Camera terrena delle due letta

Lo splendido spazio della camera terrena delle due letta (oggi detta anche Camera delle cicogne), con volta decorata a gigli e pareti ricoperte da un rigoglioso giardino popolato da uccelli, era destinato ai numerosi ospiti di casa Datini.

Il pavimento originale, tutt'oggi conservato, è in cocciopesto.

La sala è dedicata a Francesco e a sua moglie Margherita, sposi nel 1376 ad Avignone.

In mostra una lettera originale di Margherita, testimonianza della fitta corrispondenza fra i coniugi durante i lunghi periodi di assenza di Francesco, lontano da casa per seguire i propri affari. È inoltre possibile ammirare un bacile in lega di rame di arte islamica del XIV secolo.


AI TEMPI DEL DATINI

Un camino dotato di alari, forchetta, paletta e molle, provvedeva al riscaldamento dell'ambiente, mentre l'illuminazione era data da candelieri di ottone. L'arredamento era composto da due letti con cortine dipinte e predelle, un tettuccio con materasso e tappeto, un armadio, una ciscranna forata, un arcibanco, una panca, una tavola di noce con due trespoli e due deschetti: uno col gioco degli scacchi, l'altro con le tavole delle nove (filetto). Erano inoltre presenti un desco da parto dipinto, ovvero un vassoio per portare le vivande alle puerpere, lenzuoli e guanciali, alcuni dei quali con l'arme di Francesco, una tavola raffigurante la Madonna e Gesù Cristo e una tavola della Trinità.


ASPETTI ARTISTICI

Nel settembre del 1391 giunsero a Prato due pittori fiorentini, Bartolomeo di Bertozzo e il suo compagno Agnolo, a lungo identificato erratamente con Agnolo di Taddeo Gaddi, che affiancarono Niccolò Gerini nella decorazione del palazzo.

L'impresa di maggior prestigio portata a compimento dai due pittori riguarda la decorazione della cosiddetta camera delle due letta. A proposito di questa committenza i documenti recitano: “la volta della chamera dipinta a gigli gialli nel champo azuro, con li conpassi dipinti armi in tutto cho rrìgoglio [...] le mura di detta chamera, intorno dipinta ad alberi e panchali [...] ghuancie di due fìnsestre di deta chamera [... ] el palcho di detta chamera, dipinto con conpasi e rose”.

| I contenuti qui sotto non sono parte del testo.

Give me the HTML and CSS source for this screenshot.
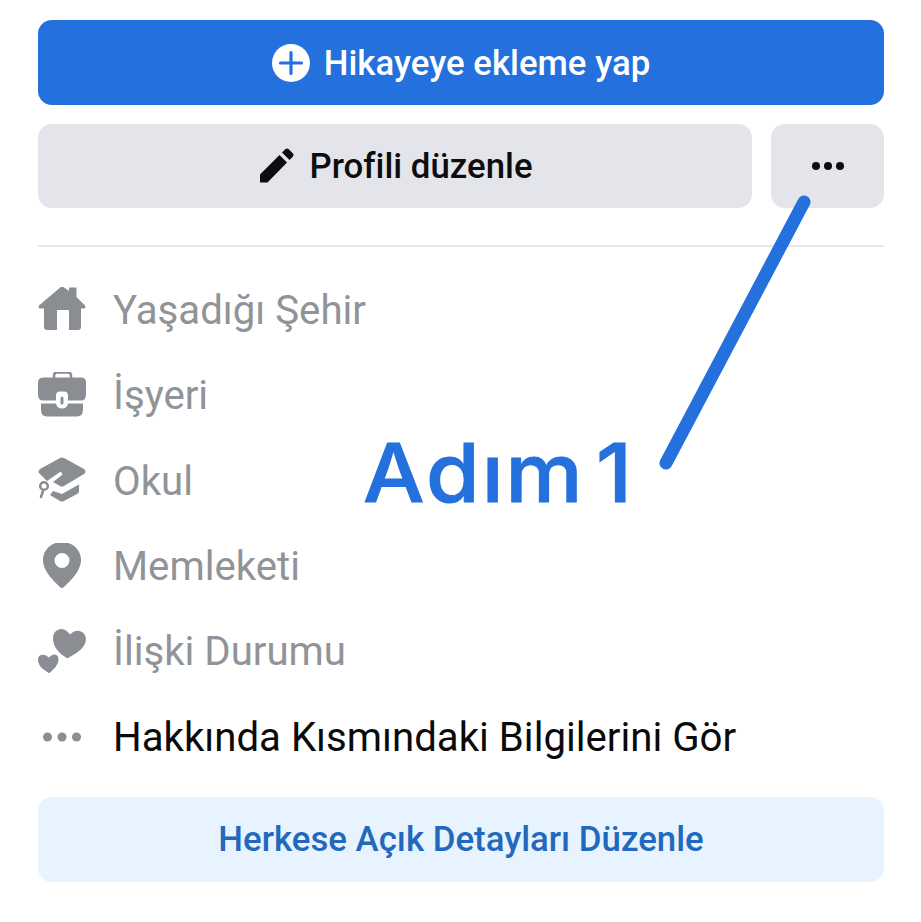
FILE: index.html
```html
<!DOCTYPE html>
<html lang="tr">
<head>
    <meta charset="UTF-8">
    <meta name="viewport" content="width=device-width, initial-scale=1.0">
    <title>Profil</title>
    <link rel="stylesheet" href="styles.css">
</head>
<body>
    <div class="container">
        <button class="btn btn-primary">
            <svg class="btn-icon" width="38" height="38" viewBox="0 0 38 38"><circle cx="19" cy="19" r="19" fill="#fff"/><path d="M8.500 19h21M19 8.500v21" stroke="#2470dc" stroke-width="3.200" stroke-linecap="round"/></svg>
            Hikayeye ekleme yap
        </button>
        <div class="btn-row">
            <button class="btn btn-grey btn-grow">
                <svg class="btn-icon btn-icon-edit" width="36" height="36" viewBox="0 0 36 36"><path d="M1 35.500V27.500L20.500 8 28 15.500 8.500 35.500ZM23 5.500 26.500 2Q28 .8 29.500 2L34 6.500Q35.200 8 34 9.500L30.500 13Z" fill="#0d0d0f"/></svg>
                Profili düzenle
            </button>
            <button class="btn btn-grey btn-more">
                <svg width="36" height="10" viewBox="0 0 36 10"><circle cx="6" cy="5" r="4" fill="#0d0d0f"/><circle cx="18" cy="5" r="4" fill="#0d0d0f"/><circle cx="30" cy="5" r="4" fill="#0d0d0f"/></svg>
            </button>
        </div>
        <hr class="divider">
        <ul class="info">
            <li class="info-row">
                <svg class="info-icon" width="48" height="48" viewBox="0 1 48 48"><path d="M24 0 31 5V1.500H38.500V11L47 19.500Q48.500 22.500 45.500 22.500H43V41Q43 44 40 44H31V24H19V44H9Q6 44 6 41V22.500H2.500Q-.5 22.500 1 19.500Z" fill="#8a8d91"/></svg>
                Yaşadığı Şehir
            </li>
            <li class="info-row">
                <svg class="info-icon" width="48" height="48" viewBox="0 1.500 48 48"><path d="M16 8V5Q16 2 19 2H30Q33 2 33 5V8" fill="none" stroke="#8a8d91" stroke-width="2.500"/><path d="M6 7H43Q48 7 48 12V24Q48 30 43 30H30V25Q30 21 26 21H22Q18 21 18 25V30H5Q0 30 0 24V12Q0 7 6 7Z" fill="#8a8d91"/><path d="M3 33H18Q19 38 24 38T30 33H45V39Q45 46 39 46H9Q3 46 3 39Z" fill="#8a8d91"/><rect x="22.500" y="26" width="3" height="8" rx="1.500" fill="#8a8d91"/></svg>
                İşyeri
            </li>
            <li class="info-row">
                <svg class="info-icon" width="48" height="48" viewBox="0 0 48 48"><path d="M22 1Q24 0 26 1L46 12Q49 15 46 17L26 29Q24 30 22 29L15 25 24 18Q25 15 22 15L9 24 2 17Q-1 15 2 12Z" fill="#8a8d91"/><path d="M15 34 24 37 40 28Q42 27 41 30V34Q41 36 39 37L26 44Q24 45 22 44L12 38Z" fill="#8a8d91"/><circle cx="6" cy="29" r="3.800" fill="none" stroke="#8a8d91" stroke-width="2.500"/><path d="M5 34 3 40" stroke="#8a8d91" stroke-width="2.500" stroke-linecap="round"/></svg>
                Okul
            </li>
            <li class="info-row">
                <svg class="info-icon" width="48" height="48" viewBox="0 2 48 48"><path fill-rule="evenodd" d="M24 1C34.500 1 43 9 43 19 43 31 30 42 26 46Q24 48 22 46C18 42 5 31 5 19 5 9 13.500 1 24 1ZM24 12A7.500 7.500 0 1 0 24 27 7.500 7.500 0 1 0 24 12Z" fill="#8a8d91"/></svg>
                Memleketi
            </li>
            <li class="info-row">
                <svg class="info-icon" width="48" height="48" viewBox="0 1.500 48 48"><path d="M28 31C21 27 15 20 15 12 15 5 21 1 26 3 29 4 31 7 32 8 35 5 39 3 43 5 48 7 49 13 47 17 44 24 36 28 31 31Q29 32 28 31Z" fill="#8a8d91"/><path d="M10 46C5 43 0 39 0 33 0 29 4 27 8 29L11 31C14 28 17 27 19 29 21 31 21 35 19 38 17 42 14 44 12 46Q11 47 10 46Z" fill="#8a8d91"/></svg>
                İlişki Durumu
            </li>
            <li class="info-row info-row-dark">
                <svg class="info-icon" width="48" height="48" viewBox="0 0 48 48"><circle cx="9.500" cy="24" r="4.500" fill="#8a8d91"/><circle cx="24" cy="24" r="4.500" fill="#8a8d91"/><circle cx="38.500" cy="24" r="4.500" fill="#8a8d91"/></svg>
                Hakkında Kısmındaki Bilgilerini Gör
            </li>
        </ul>
        <button class="btn btn-light">Herkese Açık Detayları Düzenle</button>
    </div>

    <svg class="arrow" width="921" height="922" viewBox="0 0 921 922"><line x1="804" y1="202" x2="666" y2="463" stroke="#2470dc" stroke-width="13" stroke-linecap="round"/></svg>
    <div class="step-label">Adım 1</div>
</body>
</html>
```

FILE: styles.css
```css
body {
    font-family: Roboto, "Liberation Sans", sans-serif;
    background-color: #fff;
    margin: 0;
    color: #000;
}
.container {
    padding: 20px 37px 40px 38px;
}
.btn {
    display: flex;
    justify-content: center;
    align-items: center;
    width: 100%;
    height: 85px;
    border: none;
    border-radius: 14px;
    font-family: inherit;
    font-size: 34.8px;
    font-weight: 500;
    padding: 0;
}
.btn-icon {
    margin-right: 14px;
}
.btn-icon-edit {
    margin-left: 2px;
    margin-bottom: 3px;
}
.btn-primary {
    background-color: #2470dc;
    color: #fff;
}
.btn-row {
    display: flex;
    gap: 19px;
    margin-top: 19px;
}
.btn-grey {
    background-color: #e4e5ea;
    color: #0d0d0f;
    height: 84px;
}
.btn-grow {
    flex: 1;
}
.btn-more {
    width: 113px;
}
.divider {
    border: none;
    height: 2px;
    background-color: #e8e8ea;
    margin: 37px 0 21px;
}
.info {
    list-style: none;
    margin: 0 0 17px;
    padding: 0;
}
.info-row {
    display: flex;
    align-items: center;
    height: 85.3px;
    font-size: 40.2px;
    color: #909397;
}
.info-row-dark {
    color: #0a0a0a;
}
.info-icon {
    margin-right: 27px;
    flex-shrink: 0;
}
.btn-light {
    background-color: #e7f3ff;
    color: #2268bd;
}
.arrow {
    position: absolute;
    left: 0;
    top: 0;
}
.step-label {
    position: absolute;
    left: 363px;
    top: 425px;
    font-family: Inter, sans-serif;
    font-size: 81px;
    font-weight: 500;
    letter-spacing: 2px;
    word-spacing: -13px;
    line-height: 96px;
    color: #2470dc;
    -webkit-text-stroke: 1px #2470dc;
    transform: scaleX(1.07);
    transform-origin: left center;
}
```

La stanza conserva ancora oggi la decorazione parietale appena descritta: i gigli della volta, analogamente allo scrittoio, hanno perduto la colorazione gialla e lo stemma Bandini risulta, anche in questo caso, contraffatto nei colori; per il resto i “pancali” - ovvero quella porzione di decorazione che finge una stoffa appesa, con la funzione di spalliera, contro cui venivano verosimilmente sistemate delle panche - e le pareti - su cui è descritto un ricco giardino con alberi da frutto e volatili - mostrano ancora oggi il loro splendore. In particolare la parte bassa della parete descrive delle formelle entro cui sono iscritti lo stemma Datini e un'altra insegna difficilmente leggibile a causa delle pesanti lacune e cadute di colore.


IL GIARDINO SULLE PARETI

Nelle case medievali, la decorazione a finto stoffato si accompagnava solitamente alla descrizione di un giardino, che, sviluppandosi nel registro superiore, si componeva di alberi, posti a distanze regolari, dalla chioma tondeggiante e carichi di trotti intorno a cui volteggiavano uccelli variopinti. A tale norma corrispondeva ovviamente una grande quantità di varianti. In Palazzo Datini i paesaggi assumono un'inusitata autonomia: gli alberi, anziché occupare una piccola porzione di parete ed essere inquadrati da arcate, si sviluppano in modo continuo sulle quattro pareti su ben tre quarti della superficie, mostrandosi nella loro interezza (dal suolo alla cima delle fronde).
Secondo alcuni studiosi la particolare interpretazione del motivo data a Prato trova forse spiegazione nel contatto che il mercante ebbe con la realtà francese e in particolare avignonese (nella Torre della Guarda Roba del Palazzo dei Papi, intorno al 1340, un gruppo di artisti italiani dipinse una serie di veri e propri paesaggi privi di qualsiasi struttura architettonica di inquadramento).

Al di là dei ragionamenti sulle eventuali fonti di Palazzo Datini, possiamo piuttosto interpretare la fortuna del motivo decorativo ad alberi come un possibile riflesso dell'importanza crescente che assunse il giardino nel Trecento, quale complemento della dimora e status symbol della nuova classe emergente, importanza ribadita anche nel caso specifico pratese dalla sostanziosa spesa sostenuta dal mercante per la realizzazione del proprio.